Background and goals of this book

In the past ten years, “Big Data” has been frequently referred to as the new “most valuable” resource in highly developed economies, spurring the creation of new goods and services across a range of sectors. Extracting knowledge from large datasets is increasingly seen as a strategic asset for firms, governments, and NGOs. In a similar vein, the increasing size of datasets in empirical economic research (both in number of observations and number of variables) offers new opportunities and poses new challenges for economists and business leaders. To meet these challenges, universities started adapting their curricula in traditional fields such as economics, computer science, and statistics, as well as starting to offer new degrees in data analytics, data science, and data engineering.

However, in practice (both in academia and industry), there is frequently a gap between the assembled knowledge of how to formulate the relevant hypotheses and devise the appropriate empirical strategy (the data analytics side) on one hand and the collection and handling of large amounts of data to test these hypotheses, on the other (the data engineering side). While large, specialized organizations like Google and Amazon can afford to hire entire teams of specialists on either side, as well as the crucially important liaisons between such teams, many small businesses and academic research teams simply cannot. This is where this book comes into play.

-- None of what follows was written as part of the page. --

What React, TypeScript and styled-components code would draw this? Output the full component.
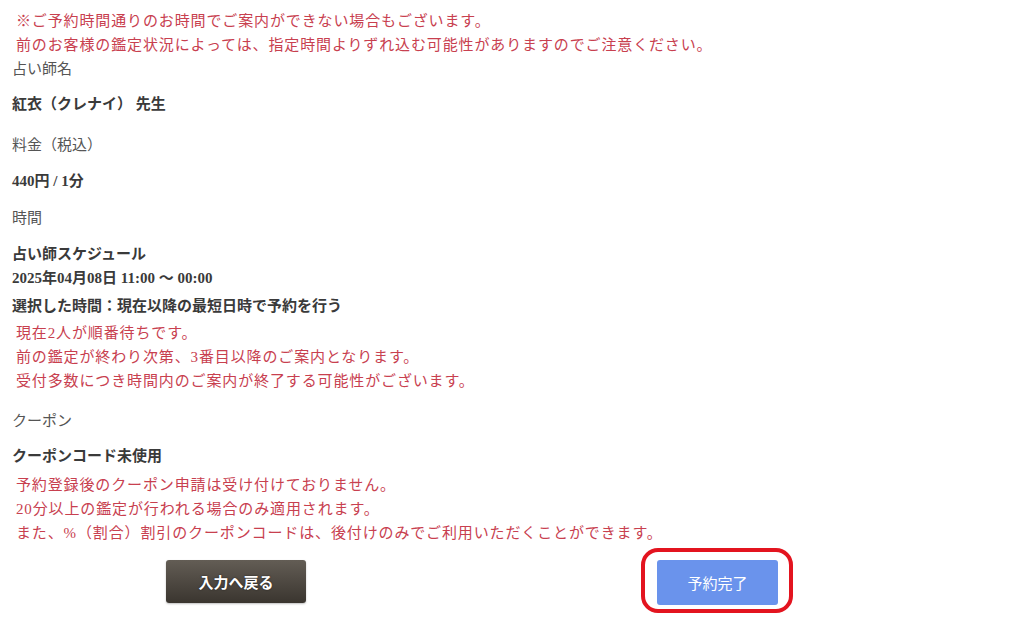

The primary goal of this book is to help practitioners of data analytics and data science apply their skills in a Big Data setting. By bridging the knowledge gap between the data engineering and analytics sides, this book discusses tools and techniques to allow data analytics and data science practitioners in academia and industry to efficiently handle and analyze large amounts of data in their daily analytics work. In addition, the book aims to give decision makers in data teams and liaisons between analytics teams and engineers a practical overview of helpful approaches to work on Big Data projects. Thus, for the data analytics and data science practitioner in academia or industry, this book can well serve as an introduction and handbook to practical issues of Big Data Analytics. Moreover, many parts of this book originated from lecture materials and interactions with students in my Big Data Analytics course for graduate students in economics at the University of St.Gallen and the University of Lucerne. As such, this book, while not appearing in a classical textbook format, can well serve as a textbook in graduate courses on Big Data Analytics in various degree programs.

A moving target

Big Data Analytics is considered a moving target due to the ever-increasing amounts of data being generated and the rapid developments in software tools and hardware devices used to analyze large datasets. For example, with the recent advent of the Internet of Things (IoT) and the ever-growing number of connected devices, more data is being generated than ever before. This data is constantly changing and evolving, making it difficult to keep up with the latest developments. Additionally, the software tools used to analyze large datasets are constantly being updated and improved, making them more powerful and efficient. As a result, practical Big Data Analytics is a constantly evolving field that requires constant monitoring and updating in order to remain competitive. You might thus be concerned that a couple of months after reading this book, the techniques learned here might be already outdated.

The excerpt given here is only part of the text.